Your map $\phi_N$ is given by $$\phi_N : \pi^{-1}(U_N) \to U_N \times S^1, \phi_N(z_1,z_2) = \left(F_N\left(\frac{z_1}{z_2}\right),\frac{z_2}{\lvert z_2 \rvert}\right) .$$
We have $$\pi^{-1}(U_N) = \{ (z_1,z_2) \in S^3 \mid 1- 2 \lvert z_2 \rvert^2 \ne 1 \}.$$ The condition $1- 2 \lvert z_2 \rvert^2 \ne 1$ is equivalent to $z_2 \ne 0$. Thus $$\pi^{-1}(U_N) = \{ (z_1,z_2) \in S^3 \mid z_2 \ne 0\} .$$ This shows that $\phi_N$ is well-defined.

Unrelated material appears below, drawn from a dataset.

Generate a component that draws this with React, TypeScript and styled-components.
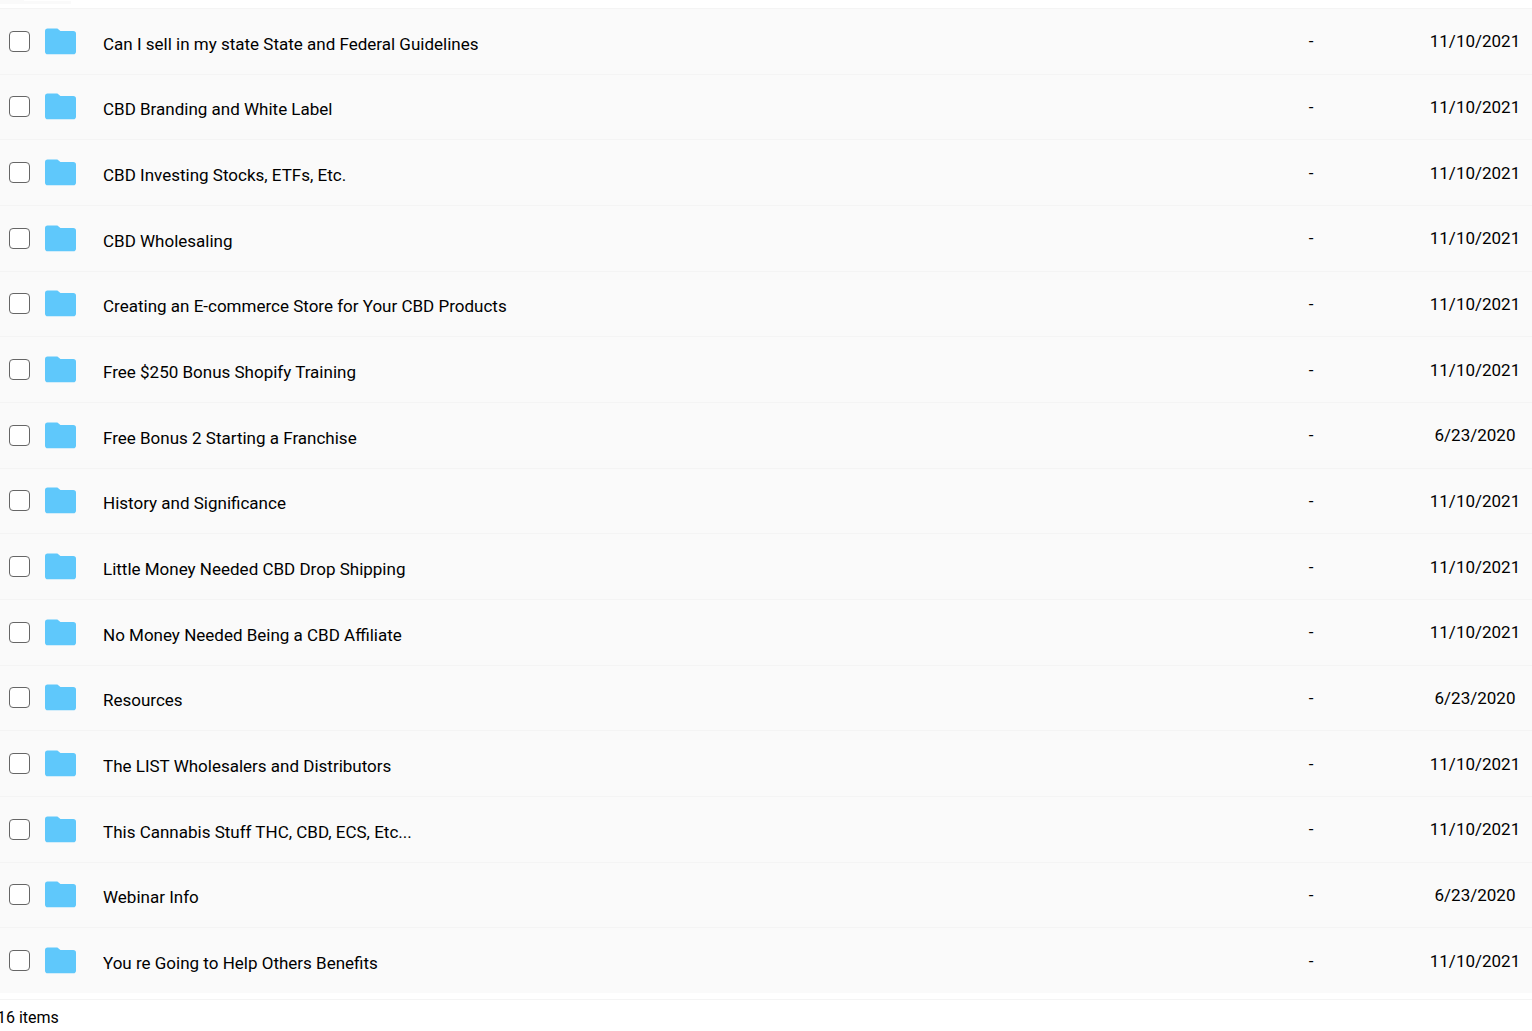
import React, { useState } from "react";
import styled, { createGlobalStyle } from "styled-components";

const GlobalStyle = createGlobalStyle`
  *, *::before, *::after { box-sizing: border-box; }
  body {
    margin: 0;
    background: #fff;
    color: #000;
    font-family: Roboto, "Liberation Sans", sans-serif;
  }
`;

const Page = styled.main`
  display: flex;
  flex-direction: column;
  min-height: 100vh;
  overflow-x: hidden;
`;

const TabStrip = styled.div`
  flex: none;
  height: 8px;
`;

const TabEdge = styled.div`
  width: 71px;
  height: 4px;
  padding-left: 24px;
  background: #fafafa;
`;

const TabFace = styled.div`
  height: 1px;
  background: #fff;
`;

const ListArea = styled.section`
  flex: 1;
  display: grid;
`;

const FileTable = styled.table`
  width: 100%;
  height: 100%;
  table-layout: fixed;
  border-collapse: separate;
  border-spacing: 0;
  background: #fafafa;
  font-size: 17px;
  line-height: 24px;
`;

const CheckColumn = styled.col`
  width: 44px;
`;

const IconColumn = styled.col`
  width: 59px;
`;

const SizeColumn = styled.col`
  width: 214px;
`;

const DateColumn = styled.col`
  width: 114px;
`;

const Cell = styled.td<{ $align?: string }>`
  padding: 0;
  border-top: 1px solid #f4f4f4;
  vertical-align: middle;
  text-align: ${({ $align }) => $align ?? "left"};
`;

const NameCell = styled(Cell)`
  padding: 5px 0 0;
  overflow: hidden;
  text-overflow: ellipsis;
  white-space: nowrap;
  font-weight: 400;
`;

const Checkbox = styled.input`
  appearance: none;
  display: block;
  width: 21px;
  height: 21px;
  margin: 0 0 0 9px;
  border: 1px solid #666;
  border-radius: 4px;
  background: #fff;
  cursor: pointer;

  &:checked {
    background: #5fc8fb;
  }
`;

const FolderSvg = styled.svg`
  display: block;
  width: 33px;
  height: 27px;
`;

const FooterBar = styled.footer`
  flex: none;
  height: 32px;
  margin-top: 6px;
  padding-top: 6px;
  border-top: 1px solid #f4f4f4;
  font-size: 16px;
  line-height: 24px;
  text-indent: -3px;
`;

const FolderIcon = () => (
  <FolderSvg viewBox="0 0 33 27" aria-hidden="true">
    <path
      d="M4 0.4H13.4L16.4 3H29.2A2.8 2.8 0 0 1 32 5.8V23.4A2.8 2.8 0 0 1 29.2 26.2H3.8A2.8 2.8 0 0 1 1 23.4V3.2A2.8 2.8 0 0 1 4 0.4Z"
      fill="#5fc8fb"
    />
  </FolderSvg>
);

interface Folder {
  name: string;
  date: string;
}

const folders: Folder[] = [
  { name: "Can I sell in my state State and Federal Guidelines", date: "11/10/2021" },
  { name: "CBD Branding and White Label", date: "11/10/2021" },
  { name: "CBD Investing Stocks, ETFs, Etc.", date: "11/10/2021" },
  { name: "CBD Wholesaling", date: "11/10/2021" },
  { name: "Creating an E-commerce Store for Your CBD Products", date: "11/10/2021" },
  { name: "Free $250 Bonus Shopify Training", date: "11/10/2021" },
  { name: "Free Bonus 2 Starting a Franchise", date: "6/23/2020" },
  { name: "History and Significance", date: "11/10/2021" },
  { name: "Little Money Needed CBD Drop Shipping", date: "11/10/2021" },
  { name: "No Money Needed Being a CBD Affiliate", date: "11/10/2021" },
  { name: "Resources", date: "6/23/2020" },
  { name: "The LIST Wholesalers and Distributors", date: "11/10/2021" },
  { name: "This Cannabis Stuff THC, CBD, ECS, Etc...", date: "11/10/2021" },
  { name: "Webinar Info", date: "6/23/2020" },
  { name: "You re Going to Help Others Benefits", date: "11/10/2021" },
];

const FolderRow = ({ folder, index }: { folder: Folder; index: number }) => {
  const [checked, setChecked] = useState(false);
  const labelId = `folder-${index}`;
  return (
    <tr>
      <Cell>
        <Checkbox
          type="checkbox"
          aria-labelledby={labelId}
          checked={checked}
          onChange={(e) => setChecked(e.target.checked)}
        />
      </Cell>
      <Cell>
        <FolderIcon />
      </Cell>
      <NameCell as="th" scope="row" id={labelId}>
        {folder.name}
      </NameCell>
      <Cell $align="center">-</Cell>
      <Cell $align="center">{folder.date}</Cell>
    </tr>
  );
};

export default function App() {
  return (
    <>
      <GlobalStyle />
      <Page>
        <TabStrip>
          <TabEdge>
            <TabFace />
          </TabEdge>
        </TabStrip>
        <ListArea>
          <FileTable>
            <colgroup>
              <CheckColumn />
              <IconColumn />
              <col />
              <SizeColumn />
              <DateColumn />
            </colgroup>
            <tbody>
              {folders.map((folder, i) => (
                <FolderRow key={folder.name} folder={folder} index={i} />
              ))}
            </tbody>
          </FileTable>
        </ListArea>
        <FooterBar>16 items</FooterBar>
      </Page>
    </>
  );
}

To see that $\phi_N$ is a trivialization over $U_N$, we have to check
$q \circ \phi_N = \pi \mid_{\pi^{-1}(U_N)}$, where $q : U_N \times S^1 \to U_N$ denotes projection.

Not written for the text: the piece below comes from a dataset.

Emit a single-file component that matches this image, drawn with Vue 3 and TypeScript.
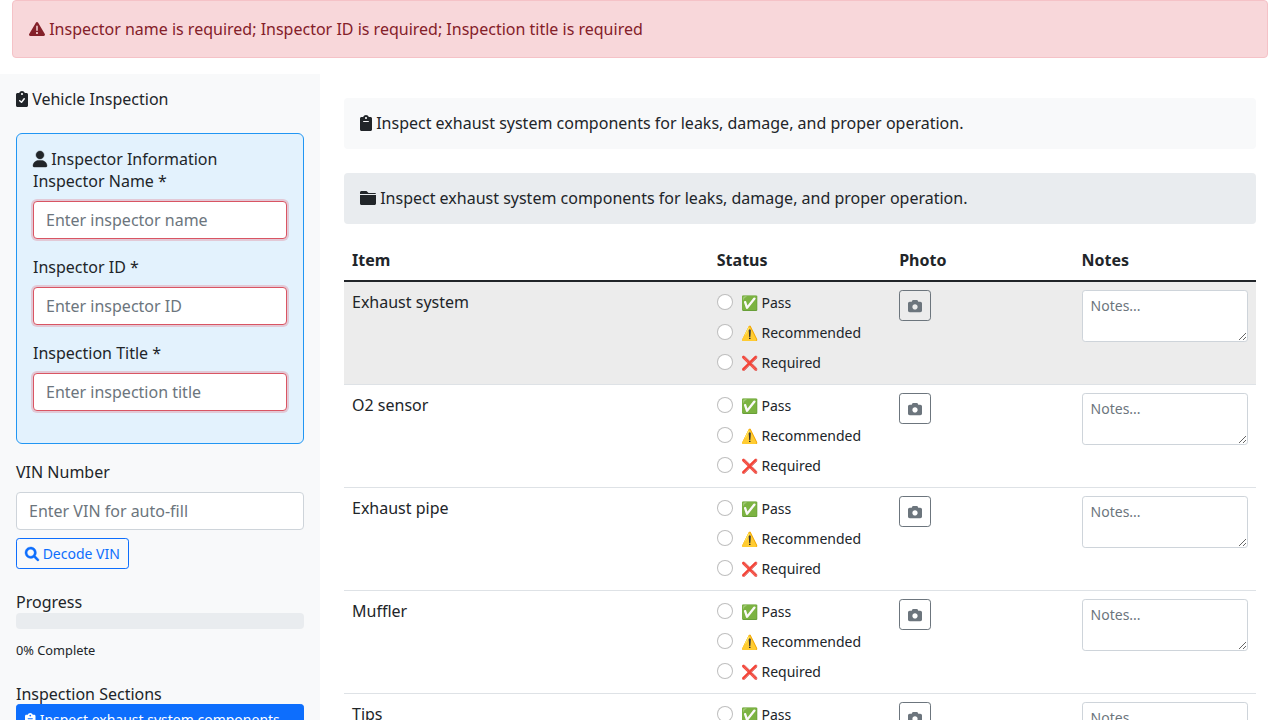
<script setup lang="ts">
import { h, reactive } from 'vue'

interface Icon {
  width: number
  path: string
  weight?: number
}

const board =
  'M336 64h-53.88C268.9 26.8 233.7 0 192 0S115.1 26.8 101.9 64H48C21.5 64 0 85.48 0 112v352C0 490.5 21.5 512 48 512h288c26.5 0 48-21.48 48-48v-352C384 85.48 362.5 64 336 64zM192 64c17.67 0 32 14.33 32 32s-14.33 32-32 32S160 113.7 160 96S174.3 64 192 64z'

const icons: Record<string, Icon> = {
  warning: {
    width: 512,
    path: 'M506.3 417l-213.3-364c-16.33-28-57.54-28-73.98 0l-213.2 364C-10.59 444.9 9.849 480 42.74 480h426.6C502.1 480 522.6 445 506.3 417zM232 168c0-13.25 10.75-24 24-24S280 154.8 280 168v128c0 13.25-10.75 24-23.1 24S232 309.3 232 296V168zM256 416c-17.36 0-31.44-14.08-31.44-31.44c0-17.36 14.07-31.44 31.44-31.44s31.44 14.08 31.44 31.44C287.4 401.9 273.4 416 256 416z',
  },
  clipboardCheck: {
    width: 384,
    path: board + 'M282.9 262.8l-88 112c-4.094 5.188-10.25 8.375-16.83 9.062C177.3 383.1 176.6 384 175.1 384c-5.703 0-11.25-2.031-15.62-5.781l-56-48c-10.06-8.625-11.22-23.78-2.594-33.84c8.609-10.06 23.77-11.22 33.84-2.594l36.98 31.69l72.52-92.28c8.188-10.44 23.3-12.22 33.7-4.062C289.3 237.3 291.1 252.4 282.9 262.8z',
  },
  clipboard: {
    width: 384,
    path: board + 'M272 224h-160C103.2 224 96 216.8 96 208C96 199.2 103.2 192 112 192h160C280.8 192 288 199.2 288 208S280.8 224 272 224z',
  },
  user: {
    width: 448,
    weight: 14,
    path: 'M224 256c70.7 0 128-57.31 128-128s-57.3-128-128-128C153.3 0 96 57.31 96 128S153.3 256 224 256zM274.7 304H173.3C77.61 304 0 381.6 0 477.3c0 19.14 15.52 34.67 34.66 34.67h378.7C432.5 512 448 496.5 448 477.3C448 381.6 370.4 304 274.7 304z',
  },
  folder: {
    width: 512,
    path: 'M464 96h-192l-64-64h-160C21.5 32 0 53.5 0 80V128h512C512 110 490.5 96 464 96zM0 432C0 458.5 21.5 480 48 480h416c26.5 0 48-21.5 48-48V160H0V432z',
  },
  search: {
    width: 512,
    weight: 14,
    path: 'M500.3 443.7l-119.7-119.7c27.22-40.41 40.65-90.9 33.46-144.7C401.8 87.79 326.8 13.32 235.2 1.723C99.01-15.51-15.51 99.01 1.724 235.2c11.6 91.64 86.08 166.7 177.6 178.9c53.8 7.189 104.3-6.236 144.7-33.46l119.7 119.7c15.62 15.62 40.95 15.62 56.57 0C515.9 484.7 515.9 459.3 500.3 443.7zM79.1 208c0-70.58 57.42-128 128-128s128 57.42 128 128c0 70.58-57.42 128-128 128S79.1 278.6 79.1 208z',
  },
  camera: {
    width: 512,
    path: 'M194.6 32H317.4C338.1 32 356.4 45.22 362.9 64.82L373.3 96H448C483.3 96 512 124.7 512 160V416C512 451.3 483.3 480 448 480H64C28.65 480 0 451.3 0 416V160C0 124.7 28.65 96 64 96H138.7L149.1 64.82C155.6 45.22 173.9 32 194.6 32zM256 384C309 384 352 341 352 288C352 234.1 309 192 256 192C202.1 192 160 234.1 160 288C160 341 202.1 384 256 384z',
  },
}

const FaIcon = (props: { name: string }) => {
  const icon = icons[props.name]
  return h(
    'svg',
    {
      viewBox: `0 0 ${icon.width} 512`,
      style: { width: `${icon.width / 512}em` },
      class: 'icon',
      'aria-hidden': 'true',
    },
    [h('path', { d: icon.path, fill: 'currentColor', stroke: 'currentColor', 'stroke-width': icon.weight ?? 0 })],
  )
}
FaIcon.props = ['name']

const sectionText = 'Inspect exhaust system components for leaks, damage, and proper operation.'

const fields = [
  { id: 'name', label: 'Inspector Name *', placeholder: 'Enter inspector name' },
  { id: 'badge', label: 'Inspector ID *', placeholder: 'Enter inspector ID' },
  { id: 'title', label: 'Inspection Title *', placeholder: 'Enter inspection title' },
]

const statuses = [
  { value: 'pass', label: '✅ Pass' },
  { value: 'recommended', label: '⚠️ Recommended' },
  { value: 'required', label: '❌ Required' },
]

const items = reactive(
  ['Exhaust system', 'O2 sensor', 'Exhaust pipe', 'Muffler', 'Tips'].map((name) => ({
    name,
    status: '',
    notes: '',
  })),
)
</script>

<template>
  <div class="page">
    <div class="alert" role="alert">
      <FaIcon name="warning" /> Inspector name is required; Inspector ID is required; Inspection title is required
    </div>

    <div class="layout">
      <aside class="sidebar">
        <h4 class="heading brand"><FaIcon name="clipboardCheck" /> Vehicle Inspection</h4>

        <section class="inspector">
          <h6 class="heading"><FaIcon name="user" /> Inspector Information</h6>
          <div v-for="f in fields" :key="f.id" class="field">
            <label class="label" :for="f.id">{{ f.label }}</label>
            <input :id="f.id" class="control invalid" type="text" :placeholder="f.placeholder" />
          </div>
        </section>

        <div class="vin">
          <label class="label" for="vin">VIN Number</label>
          <input id="vin" class="control" type="text" placeholder="Enter VIN for auto-fill" />
          <button class="btn btn-decode" type="button"><FaIcon name="search" /> Decode VIN</button>
        </div>

        <div class="progress-block">
          <h6 class="heading">Progress</h6>
          <div class="progress"></div>
          <div><small class="complete">0% Complete</small></div>
        </div>

        <h6 class="heading">Inspection Sections</h6>
        <button class="btn btn-section" type="button"><FaIcon name="clipboard" class="section-icon" /> {{ sectionText }}</button>
      </aside>

      <main class="main">
        <h4 class="heading banner"><FaIcon name="clipboard" /> {{ sectionText }}</h4>
        <h5 class="heading banner group"><FaIcon name="folder" /> {{ sectionText }}</h5>

        <table class="table">
          <thead>
            <tr>
              <th class="col-item">Item</th>
              <th>Status</th>
              <th>Photo</th>
              <th>Notes</th>
            </tr>
          </thead>
          <tbody>
            <tr v-for="(item, i) in items" :key="item.name" :class="{ hovered: i === 0 }">
              <td>{{ item.name }}</td>
              <td>
                <div class="checks">
                  <label v-for="s in statuses" :key="s.value" class="check">
                    <input v-model="item.status" type="radio" class="radio" :name="'status-' + i" :value="s.value" />
                    <span>{{ s.label }}</span>
                  </label>
                </div>
              </td>
              <td>
                <button class="btn btn-photo" type="button" aria-label="Photo"><FaIcon name="camera" /></button>
              </td>
              <td><textarea v-model="item.notes" class="notes" rows="2" placeholder="Notes..."></textarea></td>
            </tr>
          </tbody>
        </table>
      </main>
    </div>
  </div>
</template>

<style>
html,
body {
  margin: 0;
  height: 100%;
  overflow: hidden;
}
</style>

<style scoped>
.page {
  height: 720px;
  overflow: hidden;
  background: #fff;
  color: #212529;
  font: 400 16px/1.5 "Noto Sans", "Liberation Sans", sans-serif;
}
.page *,
.page {
  box-sizing: border-box;
}
.icon {
  display: inline-block;
  height: 1em;
  overflow: visible;
  vertical-align: -0.125em;
}
.section-icon {
  margin-right: 0.5px;
}
.alert {
  margin: 0 12px 16px;
  padding: 16px;
  border: 1px solid #f5c2c7;
  border-radius: 4px;
  background: #f8d7da;
  color: #842029;
}
.layout {
  display: flex;
}
.sidebar {
  flex: 0 0 320px;
  padding: 16px;
  background: #f8f9fa;
}
.heading {
  margin: 0;
  font-size: 16px;
  font-weight: 400;
  line-height: 1.2;
}
.brand {
  margin-bottom: 24px;
}
.inspector {
  margin-bottom: 16px;
  padding: 16px;
  border: 1px solid #2196f3;
  border-radius: 6px;
  background: #e3f2fd;
}
.field {
  margin-bottom: 16px;
}
.label {
  display: block;
  margin-bottom: 8px;
}
.control {
  display: block;
  width: 100%;
  height: 38px;
  padding: 6px 12px;
  border: 1px solid #ced4da;
  border-radius: 4px;
  background: #fff;
  color: inherit;
  font: inherit;
}
.control::placeholder,
.notes::placeholder {
  color: #6c757d;
  opacity: 1;
}
.invalid {
  border-color: #d95563;
  box-shadow: 0 0 0 2px rgba(220, 53, 69, 0.21);
}
.btn {
  display: inline-block;
  padding: 4px 8px;
  border: 1px solid;
  border-radius: 3.2px;
  background: transparent;
  font: inherit;
  font-size: 14px;
}
.vin {
  margin-bottom: 24px;
}
.btn-decode {
  display: block;
  margin-top: 8px;
  color: #0d6efd;
}
.progress-block {
  margin-bottom: 24px;
}
.progress {
  height: 16px;
  margin-bottom: 8px;
  border-radius: 4px;
  background: #e9ecef;
}
.complete {
  font-size: 12.8px;
}
.btn-section {
  width: 100%;
  border-color: #0d6efd;
  background: #0d6efd;
  color: #fff;
  text-align: left;
}
.main {
  flex: 1;
  padding: 24px;
}
.banner {
  margin-bottom: 24px;
  padding: 16px;
  border-radius: 4px;
  background: #f8f9fa;
}
.group {
  margin-bottom: 16px;
  background: #e9ecef;
}
.table {
  width: 100%;
  border-collapse: collapse;
  table-layout: fixed;
}
.table th,
.table td {
  padding: 8px;
  border-bottom: 1px solid #dee2e6;
  text-align: left;
  vertical-align: top;
}
.table th {
  border-bottom: 2px solid #212529;
  font-weight: 700;
}
.col-item {
  width: 40%;
}
.hovered {
  background: #ececec;
}
.checks {
  display: grid;
  gap: 4px;
}
.check {
  display: flex;
  gap: 8px;
  height: 26px;
  font-size: 14px;
  line-height: 26px;
}
.radio {
  flex: none;
  width: 16px;
  height: 16px;
  margin: 4px 0 0;
  border: 1px solid rgba(0, 0, 0, 0.25);
  border-radius: 50%;
  background: #fff;
  appearance: none;
}
.radio:checked {
  border: 5px solid #0d6efd;
}
.btn-photo {
  display: block;
  color: #6c757d;
}
.notes {
  display: block;
  width: 100%;
  min-height: 52px;
  padding: 4px 8px;
  border: 1px solid #ced4da;
  border-radius: 3.2px;
  background: #fff;
  color: inherit;
  font: inherit;
  font-size: 14px;
  resize: vertical;
}
</style>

$\phi_N$ is a homeomorphism.
Proof of 1. :
We have to show that $F_N\left(\frac{z_1}{z_2}\right) = \pi(z_1,z_2)$. This is equivalent to $\frac{z_1}{z_2} = p_N(\pi(z_1,z_2))$. And in fact we compute $$p_N(\pi(z_1,z_2)) = \frac{2z_1z_2^*}{1 - (1- 2 z_2 z_2^*)} = \frac{z_1}{z_2} .$$
Proof of 2. :
This is equivalent to showing that
$$\psi_N: \pi^{-1}(U_N) \to \mathbb C \times S^1, \psi_N(z_1,z_2) = \left(\frac{z_1}{z_2},\frac{z_2}{\lvert z_2 \rvert}\right) $$ is a homeomorphism. Define $$\rho_N : \mathbb C \times S^1 \to \pi^{-1}(U_N), \rho_N(w_1,w_2) = \frac{1}{\sqrt{\lvert w_1 \rvert^2 + 1}}(w_1,w_2) .$$ Then by definition $\rho_N(w_1,w_2) \in S^3$. Since $w_2 \in S^1$, we have $w_2 \ne 0$, thus the second coordinate of $\rho_N(w_1,w_2)$ is $\ne 0$. This means that $\rho_N(w_1,w_2) \in \pi^{-1}(U_N)$.
It is now a routine exercise to verify $\rho_N \circ \psi_N = id$ and $\psi_N \circ \rho_N = id$.